The markets: a fickle friend

UNESCO Courier, March, 1999 by Andreas Harsono

In Asia, financial crisis has thrust millions back into impoverishment and shattered faith in the ability of markets alone to address the problems of the poor. But can the region capitalize on the lessons learned from the crash?

Hadijah sits cross-legged on the floor inside her tiny, dimly-lit fin-roofed cabin in the Cilenggang area in the southwestern belt of Jakarta and tries to hide her embarrassment as she describes her attempts to find work.

"They say I'm too old," the 43-year-old widow mutters, referring to a South Korean factory and a German business centre not far from her house. Managers at both companies have rejected her job application.

Hadijah's fruitless effort began in October last year after she lost her job of 24 years as a tea lady at a Jakarta car spare parts manufacturer, which was badly hit by a sudden fall-off in demand in the wake of the Asian financial crisis that began its sweep across the region two years ago.

Meanwhile, rampant inflation has meant Hadijah spends far more money than before the crisis to buy food and to keep her only daughter in school. Prices of basic commodities such as rice, sugar, cooking oil and kerosene have increased, in local currency terms, three to five times what they were before the crisis hit.

Against a backdrop of awesome economic growth in the 1970s, 1980s and early this decade, the common wisdom across Southeast Asia used to be that the market was the key to eradicating poverty. To a large extent that indeed was the case. However, the financial crisis has shaken that faith and exposed the weakness of the economic trickle-down approach to poverty alleviation.

"The 'magic of the market' may work for those who have ready access to capital, information and skills," Indonesia's education and culture minister Juwono Sudarsono last August told an international seminar on Indonesian reforms, "but not for those who lack education, skills and well-placed connections."

According to Indonesia's Central Bureau of Statistics, the number of people living below the poverty line - those who consume a minimum 2,100 calories a day - had soared to 95.8 million or about 48 per cent of Indonesia's total population of 202 million by the end of 1998.

It is indeed a huge setback. In 1976 Indonesia had 54.2 million poor people or 40.1 per cent of the whole population. But by 1996, after two decades of rapid economic growth, the world's fourth most populous country had reduced the number of the poor down to 22.5 million or 11.3 per cent of the population.

Economic recovery is vital if the trend is to be reversed. However, as a World Bank report points out, the rapid economic growth of previous years had papered over long-standing problems with regard to poverty alleviation. Among these are persistent pockets of poverty and rising inequality, weaknesses in labour rights and need for social security nets.

"A rapid return to macroeconomic stability and growth through distributionally favourable adjustment policies is the only way to begin to put a floor under falling incomes of the poor," says the World Bank report.

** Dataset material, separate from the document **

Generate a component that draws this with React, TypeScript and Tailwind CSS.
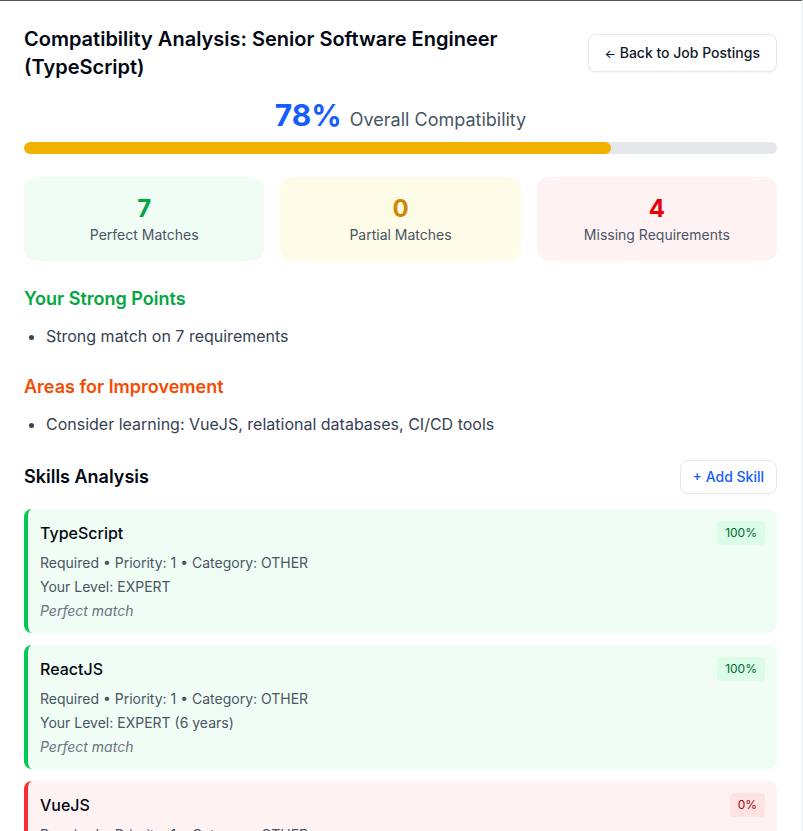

In Indonesia, as in many other parts of Asia, households by and large have few formal mechanisms to protect them from poverty resulting from job losses, disability or aging. Instead, most rely primarily on personal savings and informal family and community links. But the financial crisis has cut so deeply that those buffers against poverty are proving to be too thin for comfort.

Hadijah, for example, spent 1.5 million rupiah of her separation pay to build a small food vending stand in front of her house last December. A niece contributed 0.5 million rupiah to buy basic commodities. At the end of the month they are able to take home a paltry 150,000 rupiah, under $20 at recent exchange rates.

But not everyone has even that frail survival mechanism and the result has been the worst social tension and violence seen in decades.

Crime triggered by hunger

Amid mounting ethnic and religious tension, riots and looting have taken place in Indonesian towns and villages as demoralized soldiers do nothing but look on. One of the worst riots took place in Jakarta on 14-16 May 1998 when thousands of looters ran amok attacking properties owned by ethnic Chinese, whose economic prominence in this country has made them a target. More than 1,200 people were killed, mostly in burned supermarkets, and many Indonesian women of Chinese descent were sexually harassed. Even outside of riots, looting has become a major problem, with highwaymen along an important mad linking Jakarta with Surabaya, Indonesia's second most populous city, simply stopping the drivers and taking over the trucks loaded with food

Ironically, the devaluation of Indonesia's currency since the crisis broke, along with rising food prices, has caused a huge shift in the internal terms of trade in favour of farmers, while palm-oil and cocoa producers have benefited from soaring world prices for their produce. The World Bank says rural consumption has increased 10 per cent over the past year.